Nonprofit leaders operate in environments shaped by limited resources, competing priorities, and high expectations from boards, funders, staff, and communities.
In that context, progress often depends less on finding the perfect solution and more on how the situation is framed at the outset.
Framing is not messaging.
It is not spin.
It is not a communications step that comes after decisions are made.
Framing is a leadership tool. It helps define what is happening, what matters most right now, and what kind of decision is actually being asked for.
When framing is done well, it creates clarity and momentum. When it is skipped or handled casually, organizations can stay busy without making meaningful progress
Why Framing Matters Before Action
Nonprofit work often rewards speed. Leaders are expected to respond quickly to funding opportunities, community needs, crises, and board requests. Action feels responsible. Pausing can feel risky.

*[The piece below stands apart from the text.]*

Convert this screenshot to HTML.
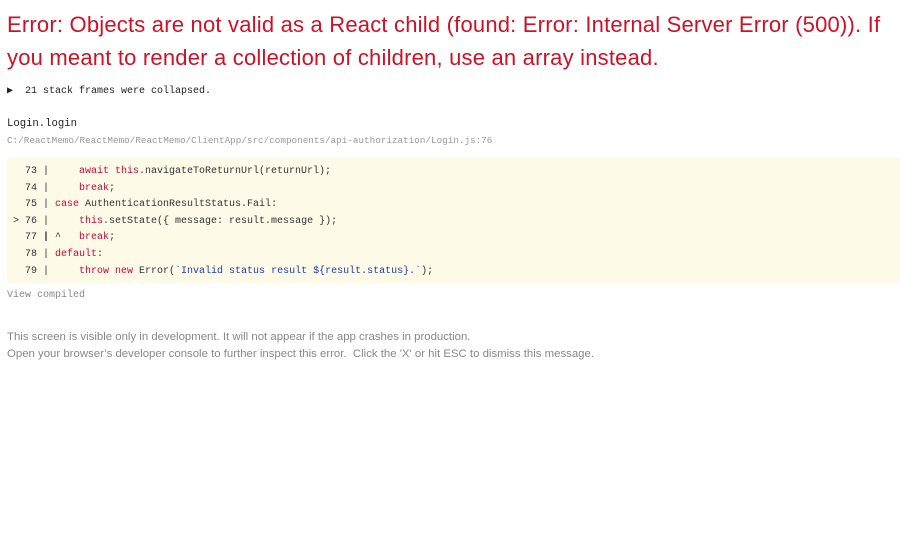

Framing introduces a short, intentional pause that improves judgment without slowing momentum.
Instead of starting with conclusions such as:
- We need more funding
- We need a new program
- We need better messaging
- The board is not engaged
Framing invites a more useful starting question:
What situation are we actually responding to?
That shift often changes the range of options available. A budget shortfall, for example, can be framed as a fundraising issue, a cost structure problem, a timing mismatch, or a strategic decision coming due. Each frame leads to different choices.
How Framing Supports Core Nonprofit Leadership Work
Framing shows up across nearly every aspect of nonprofit leadership.
Strategy and Organizational Focus
When strategy is framed as a document, it often becomes aspirational. When it is framed as a set of choices, it becomes actionable.
A clear strategic frame helps leaders define:
- What is being prioritized now
- What is being intentionally deferred
- What success looks like in a defined time period
Fundraising and Grant Writing
Donors and funders make decisions through lenses of clarity, confidence, and risk.
Framing fundraising around outcomes rather than urgency builds trust. In grant writing, framing helps translate an organization’s work into the context reviewers use to assess feasibility and alignment.
Strong ideas fail more often from unclear framing than from weak programs.
Board Engagement and Governance
Boards function best when their role is clearly framed.
When trustees understand:
- Which decisions require governance judgment
- Which decisions belong to management
- What information supports oversight
Meetings become more focused and productive.
A Simple Framing Tool Leaders Can Use
Before moving forward on a significant decision, pause and check the frame. These questions are meant to be asked out loud, with the people involved in the decision.
- What problem are we addressing right now?
- Who experiences this problem most directly?
- What would meaningful progress look like in the next 12 months?
- What beliefs, habits, or past experiences are influencing how we are seeing this situation?
- Who needs to share this understanding for the work to move forward?
If the answers are unclear or inconsistent, that is useful information. It signals that the frame needs more attention before solutions are chosen.
Why This Matters for Nonprofit Leaders
Nonprofit leaders operate with limited margin for error. Time, trust, and money are finite. Poor framing quietly wastes all three.
Strong framing sharpens decisions, reduces friction, and makes it easier to explain choices to boards, funders, and staff.
Leadership is not only about acting decisively. It is also about defining the situation clearly enough that decisive action makes sense.
Framing is not extra work.
It is a practical leadership tool that improves judgment, alignment, and results across nonprofit organizations.